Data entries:
━━━━

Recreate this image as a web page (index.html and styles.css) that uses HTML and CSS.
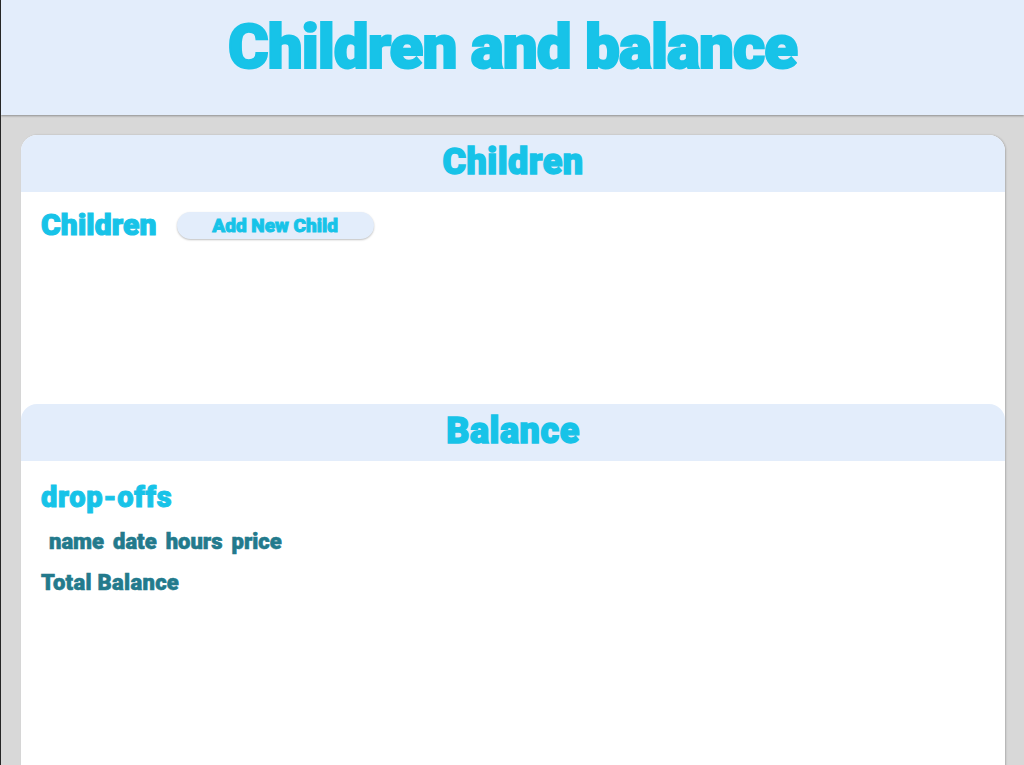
FILE: index.html
```html
<!DOCTYPE html>
<html lang="en">
<head>
<meta charset="utf-8">
<title>Children and balance</title>
<link rel="stylesheet" href="styles.css">
</head>
<body>
<header class="top">
  <h1 class="top-title">Children and balance</h1>
</header>
<main class="main">
  <div class="card">
    <section class="section section-children">
      <h2 class="section-head">Children</h2>
      <div class="section-body">
        <div class="row">
          <h3 class="sub-title">Children</h3>
          <button class="pill-btn" type="button">Add New Child</button>
        </div>
      </div>
    </section>
    <section class="section section-balance">
      <h2 class="section-head">Balance</h2>
      <div class="section-body balance-body">
        <h3 class="drop-title">drop-offs</h3>
        <div class="cols">
          <span class="col">name</span>
          <span class="col">date</span>
          <span class="col">hours</span>
          <span class="col">price</span>
        </div>
        <p class="total">Total Balance</p>
      </div>
    </section>
  </div>
</main>
</body>
</html>
```

FILE: styles.css
```css
html, body {
  margin: 0;
  padding: 0;
}
body {
  background: #d8d8d8;
  border-left: 1px solid #262626;
  font-family: "Roboto Black", Roboto, "Liberation Sans", sans-serif;
  height: 765px;
  overflow: hidden;
  box-sizing: border-box;
}
.top {
  height: 115px;
  box-sizing: border-box;
  background: #e3edfb;
  box-shadow: 0 1px 2px rgba(0, 0, 0, 0.35);
  padding-top: 15px;
  position: relative;
  z-index: 1;
}
.top-title {
  margin: 0;
  text-align: center;
  font-size: 62px;
  line-height: 64px;
  font-weight: 900;
  letter-spacing: -1px;
  -webkit-text-stroke: 2px #17c3e8;
  color: #17c3e8;
}
.main {
  padding: 20px 19px 0 20px;
}
.card {
  background: #fff;
  border-radius: 16px 16px 0 0;
  min-height: 640px;
  box-shadow: 1px 0 2px rgba(0, 0, 0, 0.2);
}
.section-head {
  margin: 0;
  height: 57px;
  box-sizing: border-box;
  background: #e3edfb;
  border-radius: 16px 16px 0 0;
  text-align: center;
  font-size: 36px;
  line-height: 55px;
  font-weight: 900;
  letter-spacing: 0.5px;
  -webkit-text-stroke: 1.4px #17c3e8;
  color: #17c3e8;
}
.section-children {
  height: 269px;
}
.section-body {
  padding: 16px 20px 0 20px;
}
.row {
  display: flex;
  align-items: center;
  gap: 20px;
  height: 34px;
}
.sub-title {
  margin: 0;
  font-size: 30px;
  line-height: 34px;
  font-weight: 900;
  letter-spacing: 0.15px;
  -webkit-text-stroke: 1.2px #17c3e8;
  color: #17c3e8;
}
.pill-btn {
  height: 27px;
  width: 197px;
  padding: 0;
  border: none;
  border-radius: 14px;
  background: #e3edfb;
  box-shadow: 0 1px 2px rgba(0, 0, 0, 0.25);
  font-family: "Roboto Black", Roboto, "Liberation Sans", sans-serif;
  font-size: 19px;
  font-weight: 900;
  -webkit-text-stroke: 0.9px #17c3e8;
  color: #17c3e8;
}
.balance-body {
  padding-top: 21px;
}
.drop-title {
  margin: 0;
  font-size: 29px;
  line-height: 30px;
  font-weight: 900;
  letter-spacing: 0.75px;
  -webkit-text-stroke: 1px #17c3e8;
  color: #17c3e8;
}
.cols {
  display: flex;
  gap: 9px;
  margin-top: 18px;
  padding-left: 8px;
  font-size: 22px;
  line-height: 24px;
  font-weight: 700;
  -webkit-text-stroke: 0.6px #237a8c;
  color: #237a8c;
}
.total {
  margin: 17px 0 0 0;
  font-size: 22px;
  line-height: 24px;
  font-weight: 700;
  letter-spacing: 0.3px;
  -webkit-text-stroke: 0.6px #237a8c;
  color: #237a8c;
}
```
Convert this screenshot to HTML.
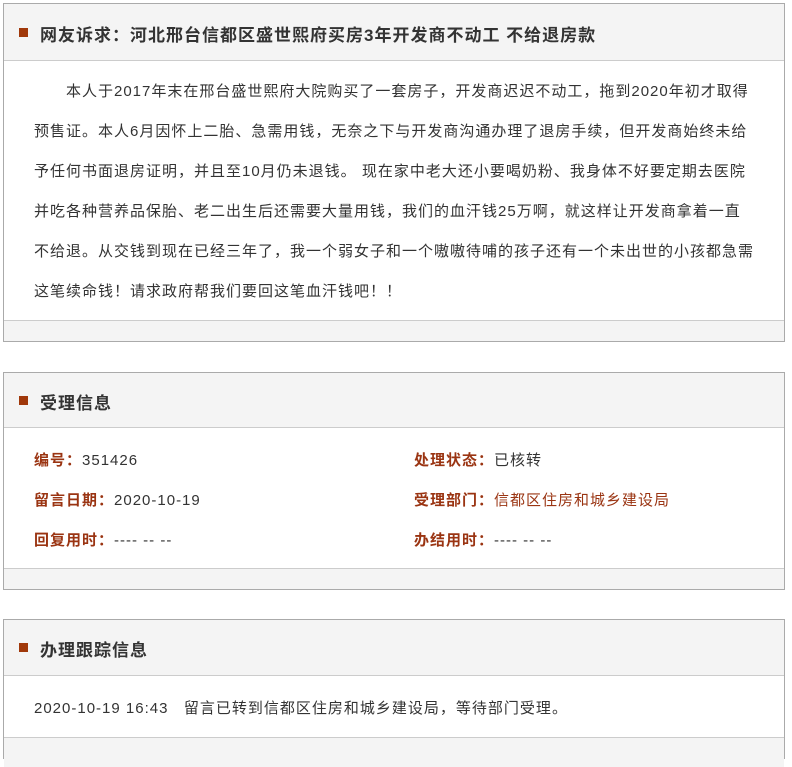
<!DOCTYPE html>
<html><head><meta charset="utf-8"><style>
*{margin:0;padding:0;box-sizing:border-box}
body{width:792px;height:743px;background:#fff;position:relative;overflow:hidden;font-family:"Liberation Sans","Noto Sans CJK SC",sans-serif;color:#333;letter-spacing:1px}
.box{position:absolute;left:3px;width:782px;border:1px solid #aaa;background:#fff}
.hd{position:absolute;left:0;right:0;top:0;background:#f4f4f4;border-bottom:1px solid #ccc}
.hd span.sq{position:absolute;left:15px;width:9px;height:9px;background:#a0380a}
.hd b{position:absolute;left:36px;font-size:17px;color:#333;white-space:nowrap}
.ft{position:absolute;left:0;right:0;bottom:0;background:#f4f4f4;border-top:1px solid #ccc}
.t{position:absolute;font-size:15px;white-space:nowrap;color:#333}
.l{color:#9a3412;font-weight:bold}
</style></head><body>
<div class="box" style="top:3px;height:339px">
 <div class="hd" style="height:57px"><span class="sq" style="top:24px"></span><b style="top:17px">网友诉求：河北邢台信都区盛世熙府买房3年开发商不动工 不给退房款</b></div>
 <div class="t" style="left:62px;top:76px">本人于2017年末在邢台盛世熙府大院购买了一套房子，开发商迟迟不动工，拖到2020年初才取得</div>
 <div class="t" style="left:30px;top:116px">预售证。本人6月因怀上二胎、急需用钱，无奈之下与开发商沟通办理了退房手续，但开发商始终未给</div>
 <div class="t" style="left:30px;top:156px">予任何书面退房证明，并且至10月仍未退钱。 现在家中老大还小要喝奶粉、我身体不好要定期去医院</div>
 <div class="t" style="left:30px;top:196px">并吃各种营养品保胎、老二出生后还需要大量用钱，我们的血汗钱25万啊，就这样让开发商拿着一直</div>
 <div class="t" style="left:30px;top:236px">不给退。从交钱到现在已经三年了，我一个弱女子和一个嗷嗷待哺的孩子还有一个未出世的小孩都急需</div>
 <div class="t" style="left:30px;top:276px">这笔续命钱！请求政府帮我们要回这笔血汗钱吧！！</div>
 <div class="ft" style="height:21px"></div>
</div>
<div class="box" style="top:372px;height:218px">
 <div class="hd" style="height:55px"><span class="sq" style="top:23px"></span><b style="top:16px">受理信息</b></div>
 <div class="t" style="left:30px;top:76px"><span class="l">编号：</span>351426</div>
 <div class="t" style="left:30px;top:116px"><span class="l">留言日期：</span>2020-10-19</div>
 <div class="t" style="left:30px;top:156px"><span class="l">回复用时：</span>---- -- --</div>
 <div class="t" style="left:410px;top:76px"><span class="l">处理状态：</span>已核转</div>
 <div class="t" style="left:410px;top:116px"><span class="l">受理部门：</span><span style="color:#9a3412">信都区住房和城乡建设局</span></div>
 <div class="t" style="left:410px;top:156px"><span class="l">办结用时：</span>---- -- --</div>
 <div class="ft" style="height:21px"></div>
</div>
<div class="box" style="top:619px;height:140px">
 <div class="hd" style="height:56px"><span class="sq" style="top:23px"></span><b style="top:16px">办理跟踪信息</b></div>
 <div class="t" style="left:30px;top:77px">2020-10-19 16:43&nbsp;&nbsp;&nbsp;留言已转到信都区住房和城乡建设局，等待部门受理。</div>
 <div class="ft" style="top:117px;height:30px"></div>
</div>
</body></html>
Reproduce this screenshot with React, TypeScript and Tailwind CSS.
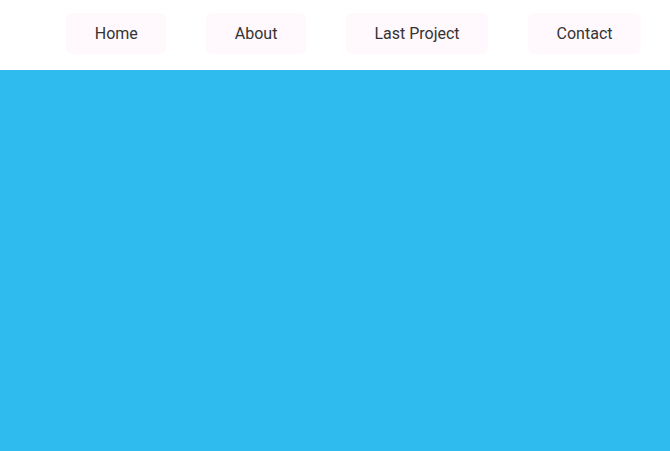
import React, { FC } from "react";

const links = ["Home", "About", "Last Project", "Contact"];

const App: FC = () => {
  return (
    <div className="min-h-screen flex flex-col bg-white font-['Roboto',sans-serif]">
      <nav className="h-[70px] flex items-start justify-end gap-10 pt-[13px] pr-[29px]">
        {links.map((link) => (
          <a
            key={link}
            href="#"
            className="h-[41px] pt-px px-[28.5px] flex items-center rounded-md bg-[#fff8fd] text-[#333] text-base"
          >
            {link}
          </a>
        ))}
      </nav>
      <main className="flex-1 bg-[#2fbbed]"></main>
    </div>
  );
};

export default App;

━━━━

[EXERCISE INSTRUCTIONS]: Reproduce each line holding the word "index".

[WRITTEN ANSWER]:
Recreate this image as a web page (index.html and styles.css) that uses HTML and CSS.
FILE: index.html
  z-index: 1;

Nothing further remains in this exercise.